Removed the "Parsed HTML" portion from the docstring.

appledora commented 2 years ago

Fixed the typo here.

appledora commented 2 years ago

It's better to solve the issue at this stage, because similar patterns may arise in extracting the later Elements. I also, do not like how I have handled this here and I was primarily motivated by, reducing memory overhead if there's a large number of duplicate strings that are being stored instead as integers. . I would really appreciate your suggestions.

In the later parts of this file, I have also created a get_type() method. I am not sure whether this should be a part of the superclass (Elements) instead. What do you think?

appledora commented 2 years ago

In GitLab by @geohci on Jun 24, 2022, 21:21

Commented on src/parse/elements.py line 9

My general feeling is that we don't need to worry about memory overhead from the type storing. I looked at a very link-rich article as a worse-case scenario and the byte savings from storing integers over strings is only 10% of the size of just the HTML string (ignoring the size of beautifulsoup object etc.) so a minor contribution to memory usage (code). this sort of optimization makes much more sense when e.g., working with language models where words are repeated many times and you want to use arrays to do look-ups instead of hashmaps.

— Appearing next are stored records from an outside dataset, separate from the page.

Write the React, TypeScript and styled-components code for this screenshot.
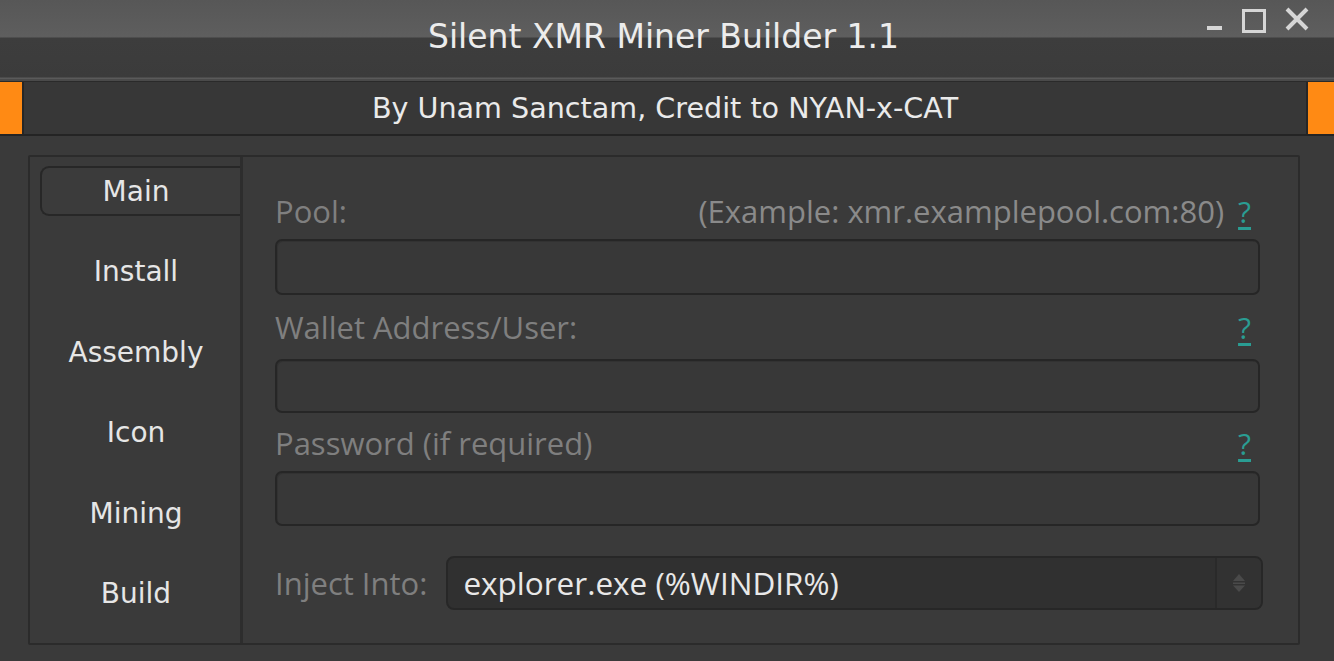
import React from "react";
import styled, { createGlobalStyle } from "styled-components";

const Global = createGlobalStyle`
  html, body { margin: 0; padding: 0; background: #3a3a3a; }
  body { width: 1334px; height: 661px; overflow: hidden; }
`;

const Window = styled.div`
  width: 1334px;
  height: 661px;
  background: #3a3a3a;
  display: flex;
  flex-direction: column;
  font-family: "DejaVu Sans", Verdana, sans-serif;
`;

const TitleBar = styled.div`
  height: 79px;
  display: grid;
  grid-template-columns: 1fr auto 1fr;
  background: linear-gradient(#575757 0px, #5e5e5e 37px, #3d3d3d 38px, #3b3b3b 77px, #5a5a5a 78px);
  border-bottom: 2px solid #4a4a4a;
`;

const Title = styled.div`
  grid-column: 2;
  align-self: start;
  margin-top: 17px;
  margin-right: 7px;
  font-size: 33px;
  line-height: 40px;
  color: #ececec;
`;

const Controls = styled.div`
  grid-column: 3;
  justify-self: end;
  align-self: start;
  display: flex;
  align-items: flex-start;
  margin-top: 7px;
  margin-right: 14px;
`;

const CtrlBtn = styled.div<{ $w: number }>`
  width: ${(p) => p.$w}px;
  height: 28px;
  display: flex;
  align-items: center;
  justify-content: center;
`;

const Banner = styled.div`
  height: 52px;
  display: flex;
  align-items: stretch;
  background: #373737;
  border-top: 1px solid #2a2a2a;
  border-bottom: 2px solid #242424;
`;

const Accent = styled.div<{ $w: number }>`
  width: ${(p) => p.$w}px;
  background: #ff8a14;
  flex: none;
`;

const BannerText = styled.div`
  flex: 1;
  display: flex;
  align-items: center;
  justify-content: center;
  border-left: 2px solid #262626;
  border-right: 2px solid #262626;
  font-size: 28.6px;
  color: #eaeaea;
`;

const Body = styled.div`
  flex: 1;
  padding: 19px 34px 16px 28px;
  display: flex;
`;

const Panel = styled.div`
  flex: 1;
  display: flex;
  border: 2px solid #2b2b2b;
  border-radius: 2px;
  background: #3a3a3a;
`;

const TabList = styled.div`
  width: 210px;
  padding-top: 9px;
  display: flex;
  flex-direction: column;
  gap: 30.5px;
  border-right: 3px solid #2d2d2d;
`;

const Tab = styled.div<{ $active?: boolean }>`
  height: 50px;
  margin-left: 10px;
  padding-right: 10px;
  display: flex;
  align-items: center;
  justify-content: center;
  font-size: 28px;
  color: #e6e6e6;
  box-sizing: border-box;
  border: 2px solid ${(p) => (p.$active ? "#272727" : "transparent")};
  border-right: none;
  border-radius: 9px 0 0 9px;
  background: ${(p) => (p.$active ? "#3b3b3b" : "transparent")};
`;

const Content = styled.div`
  flex: 1;
  padding: 36px 38px 0 32px;
  display: flex;
  flex-direction: column;
  font-family: "Open Sans", sans-serif;
`;

const LabelRow = styled.div<{ $gap?: number }>`
  height: 36px;
  margin-bottom: ${(p) => p.$gap ?? 10}px;
  display: flex;
  align-items: center;
  justify-content: space-between;
`;

const Label = styled.span`
  font-size: 31px;
  color: #7f7f7f;
  white-space: nowrap;
`;

const Hint = styled.span`
  display: flex;
  align-items: center;
  gap: 14px;
  font-size: 31px;
  color: #8a8a8a;
`;

const Help = styled.span`
  color: #2a9d93;
  text-decoration: underline;
  text-underline-offset: 4px;
  margin-right: 9px;
  font-size: 30px;
`;

const Input = styled.div<{ $h?: number; $after?: number }>`
  height: ${(p) => p.$h ?? 56}px;
  box-sizing: border-box;
  margin-bottom: ${(p) => p.$after ?? 14}px;
  border: 2px solid #262626;
  border-radius: 7px;
  background: #383838;
  box-shadow: inset 1px 1px 0 #323232;
`;

const InjectRow = styled.div`
  margin-top: 16px;
  display: flex;
  align-items: center;
  gap: 19px;
`;

const Select = styled.div`
  flex: 1;
  height: 54px;
  box-sizing: border-box;
  margin-right: -3px;
  display: flex;
  align-items: stretch;
  border: 2px solid #272727;
  border-radius: 8px;
  background: #303030;
  overflow: hidden;
`;

const SelectValue = styled.div`
  flex: 1;
  display: flex;
  align-items: center;
  padding-left: 15px;
  padding-bottom: 2px;
  font-size: 31.5px;
  color: #e8e8e8;
`;

const Spinner = styled.div`
  width: 44px;
  display: flex;
  align-items: center;
  justify-content: center;
  border-left: 2px solid #2a2a2a;
  background: #323232;
`;

const tabs = ["Main", "Install", "Assembly", "Icon", "Mining", "Build"];

export default function App() {
  return (
    <>
      <Global />
      <Window>
        <TitleBar>
          <Title>Silent XMR Miner Builder 1.1</Title>
          <Controls>
            <CtrlBtn $w={40}>
              <svg width="18" height="28" viewBox="0 0 18 28">
                <rect x="2" y="19" width="15" height="4" fill="#d6d6d6" />
              </svg>
            </CtrlBtn>
            <CtrlBtn $w={40}>
              <svg width="26" height="28" viewBox="0 0 26 28">
                <rect x="2.5" y="3.5" width="21" height="21" fill="none" stroke="#d6d6d6" strokeWidth="3" />
              </svg>
            </CtrlBtn>
            <CtrlBtn $w={46}>
              <svg width="26" height="28" viewBox="0 0 26 28">
                <path d="M3 2 L23 22 M23 2 L3 22" stroke="#d6d6d6" strokeWidth="4" />
              </svg>
            </CtrlBtn>
          </Controls>
        </TitleBar>
        <Banner>
          <Accent $w={22} />
          <BannerText>By Unam Sanctam, Credit to NYAN-x-CAT</BannerText>
          <Accent $w={26} />
        </Banner>
        <Body>
          <Panel>
            <TabList>
              {tabs.map((t, i) => (
                <Tab key={t} $active={i === 0}>
                  {t}
                </Tab>
              ))}
            </TabList>
            <Content>
              <LabelRow>
                <Label>Pool:</Label>
                <Hint>
                  (Example: xmr.examplepool.com:80)
                  <Help>?</Help>
                </Hint>
              </LabelRow>
              <Input />
              <LabelRow $gap={14}>
                <Label>Wallet Address/User:</Label>
                <Help>?</Help>
              </LabelRow>
              <Input $h={54} $after={12} />
              <LabelRow>
                <Label>Password (if required)</Label>
                <Help>?</Help>
              </LabelRow>
              <Input $h={55} />
              <InjectRow>
                <Label>Inject Into:</Label>
                <Select>
                  <SelectValue>explorer.exe (%WINDIR%)</SelectValue>
                  <Spinner>
                    <svg width="18" height="28" viewBox="0 0 18 28">
                      <path d="M9 5 L15 12 L3 12 Z" fill="#4a4a4a" />
                      <rect x="3" y="13.5" width="12" height="1.5" fill="#4a4a4a" />
                      <path d="M9 23 L15 16.5 L3 16.5 Z" fill="#4a4a4a" />
                    </svg>
                  </Spinner>
                </Select>
              </InjectRow>
            </Content>
          </Panel>
        </Body>
      </Window>
    </>
  );
}
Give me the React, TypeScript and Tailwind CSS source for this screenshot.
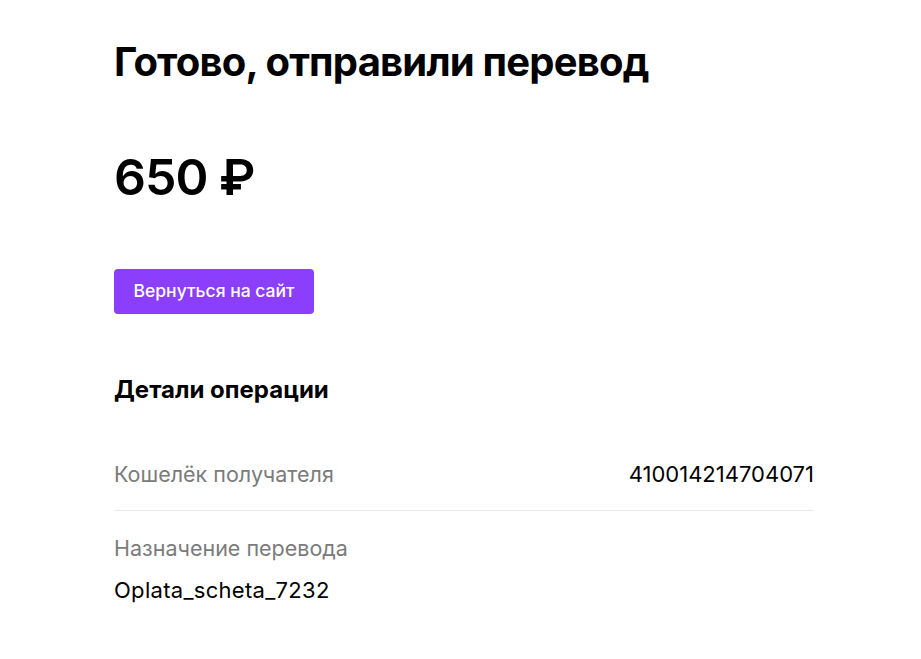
export default function App() {
  return (
    <div className="min-h-screen bg-white pl-[114px] pt-[38px] font-['Inter',sans-serif] text-black">
      <div className="w-[700px]">
        <h1 className="text-[40px] font-bold leading-[48px] tracking-[-0.8px]">Готово, отправили перевод</h1>
        <div className="mt-[61px] text-[50px] font-semibold leading-[60px] tracking-[-1px]">650 ₽</div>
        <button className="mt-[62px] flex h-[45px] w-[200px] items-center justify-center rounded-[4px] bg-[#8b3ffd] text-[17.5px] font-medium text-white">
          Вернуться на сайт
        </button>
        <h2 className="mt-[62px] text-[24px] font-bold leading-[28px]">Детали операции</h2>
        <div className="mt-[56px] flex items-start justify-between border-b border-[#ebebeb] pb-[22px]">
          <span className="text-[21.5px] leading-[28px] text-[#7b7b7b]">Кошелёк получателя</span>
          <span className="text-[22px] leading-[28px] text-black">410014214704071</span>
        </div>
        <div className="pt-[23px]">
          <div className="text-[21.5px] leading-[28px] text-[#7b7b7b]">Назначение перевода</div>
          <div className="mt-[14px] text-[22px] leading-[28px] tracking-[0.3px] text-black">Oplata_scheta_7232</div>
        </div>
      </div>
    </div>
  );
}
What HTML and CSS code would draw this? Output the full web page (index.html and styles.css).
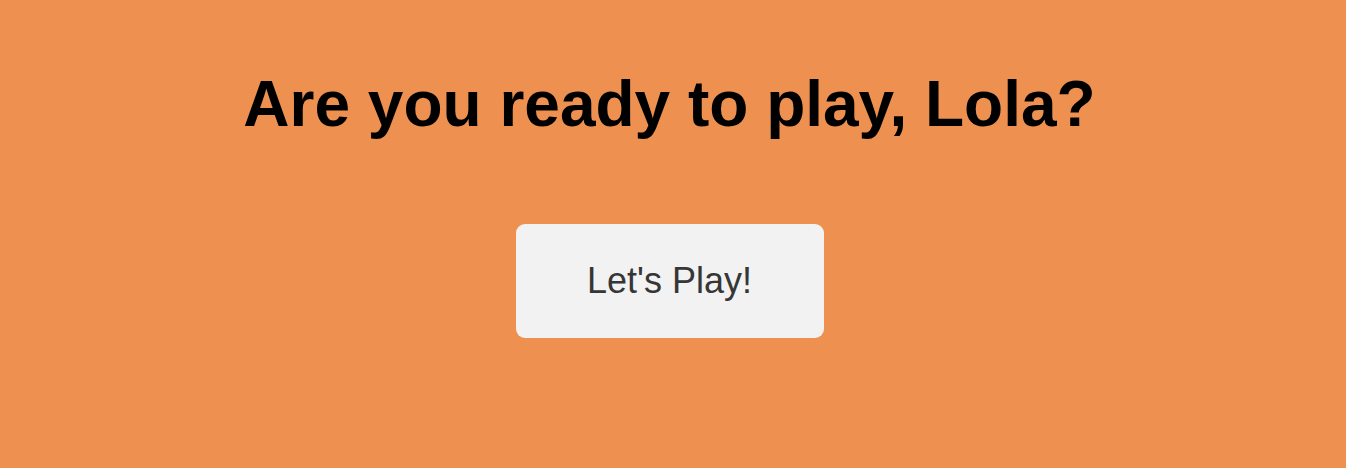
FILE: index.html
```html
<!DOCTYPE html>
<html lang="en">
<head>
<meta charset="utf-8">
<title>Are you ready to play?</title>
<link rel="stylesheet" href="styles.css">
</head>
<body>
<main class="screen">
  <h1 class="title">Are you ready to play, Lola?</h1>
  <button class="play-btn" type="button">Let's Play!</button>
</main>
</body>
</html>
```
FILE: styles.css
```css
html, body {
  margin: 0;
  padding: 0;
  height: 100%;
}
body {
  background: #ee9050;
  font-family: "Liberation Sans", Arial, Helvetica, sans-serif;
}
.screen {
  display: flex;
  flex-direction: column;
  align-items: center;
  padding-top: 66px;
  padding-right: 7px;
}
.title {
  margin: 0;
  font-size: 64px;
  font-weight: 700;
  line-height: 76px;
  color: #000;
}
.play-btn {
  margin-top: 82px;
  width: 308px;
  height: 114px;
  border: none;
  border-radius: 9px;
  background: #f2f2f2;
  color: #363636;
  font-family: "Liberation Sans", Arial, Helvetica, sans-serif;
  font-size: 36px;
  cursor: pointer;
}
```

so I'd simplify down at least to just storing the types as strings and not maintaining the lookup (worse case we can always go back later to a lookup if that feels necessary). but I also wonder if we need this generic self.type list or whether to use the more specific self.redlink etc., which are not as general but are easy to access by the user and are explicit about what types are allowed for an element.

if you still want a get_type() function, it would then be element-specific and report the attributes that were True. what's the use case that motivates creating the get_type() function?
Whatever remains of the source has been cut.